Del Nelson, a bartender at VFW Post 1676 said they haven't seen an increase in non-smokers coming in. He said they've had to close on Sundays because no one has been coming in, and the lunch crowds and Bingo attendance are way down. Non-smokers just aren't picking up the slack from smokers not going to the bar.

"Here I am again, in the middle of the afternoon, when we used to have 10, 15 people, and I've got two now," he said.

Sandbar Sports Bar and Café bartender Stacey Cresswell said she hasn't noticed a lot fewer people since the smoking ban went into effect. The bar installed a heater in its outdoor smoking area for the winter weather and most people have gotten used to the ban.

"From what I've seen, it's calmed down a lot. People are just getting kind of used to it and there's nothing really you can do," she said.

Mary Thomssen sells pull-tabs at the Sandbar, and said business hasn't been bad. "Not worse than any other place," she said.

It's maybe a little bit slower than before the ban, but winter is usually slower. She also said she thinks people are watching their money with things like the increased cost of gas.

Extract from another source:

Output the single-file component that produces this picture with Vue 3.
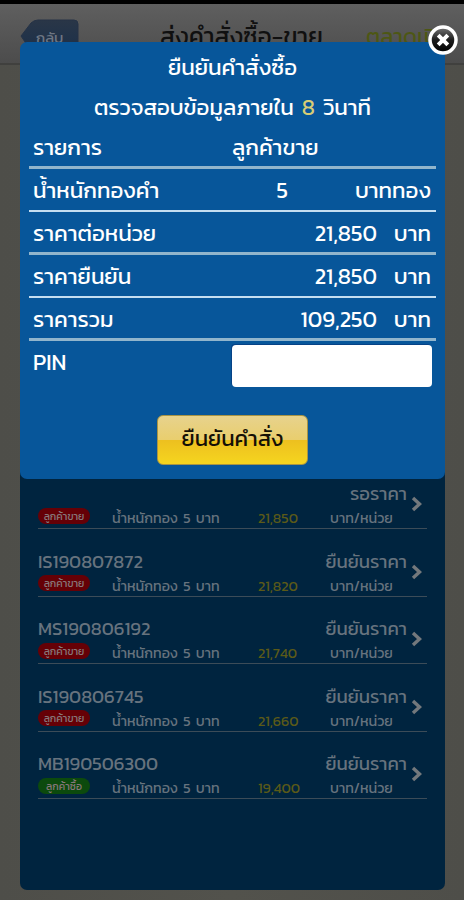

Audubon Municipal Liquor Store manager Pauli Larson said the smoking ban is hurting a lot of people.

"All of these people who went to the Legislature and said "Oh yes, if there were no smoking in bars, we'd go to bars"--no they won't. They're not showing up and yes, it is hurting business for everyone in this industry," Larson said.

Off-sale liquor is up, but Larson said she'd rather see the community back in the bar. They have been working on creating special activities to get people to come in.

They had karaoke last weekend, and have more events coming up in March, with extended St. Patrick's Day activities, a Mardi Gras night, and a possible wine-tasting event.

"I believe you have to get creative in planning special events at your establishment to draw the crowds in," she said.

That doesn't include creating a theatre night where patrons are called actors and allowed to smoke during the performance, because Larson said it isn't compatible with a municipal liquor store.

She had thought about looking into it, and has no problem with people who do it, but it doesn't fit for her business in Audubon.

"Finding this loophole and trying to find a way to beat the system is not what a municipal liquor store is all about. We are about the community, we are about what is best for the community, so therefore we will not be doing this," she said.

"It's like pushing the envelope, it's not actually illegal, but it's as close to it as you're going to get, but that's not what a municipal is about."

She said regular customers who are smokers have very little problem with going outside to smoke. They have signs for customers to put on their tables when they go outside for a smoking break so waitresses won't remove the drinks. There is room under the roof, next to the building, so smokers aren't completely exposed to snow or rain, but Larson said she would eventually like to look into creating a shelter outside.

And while Larson would like to see more non-smokers or other smokers back in the bar, just to say hello and get the community back in the bar enjoying themselves, she appreciates the support the municipal liquor store has gotten from the community.

"We really appreciate the support from the community. It has been fantastic. And any dollar they spend in here goes back to the community, so it's greatly appreciated."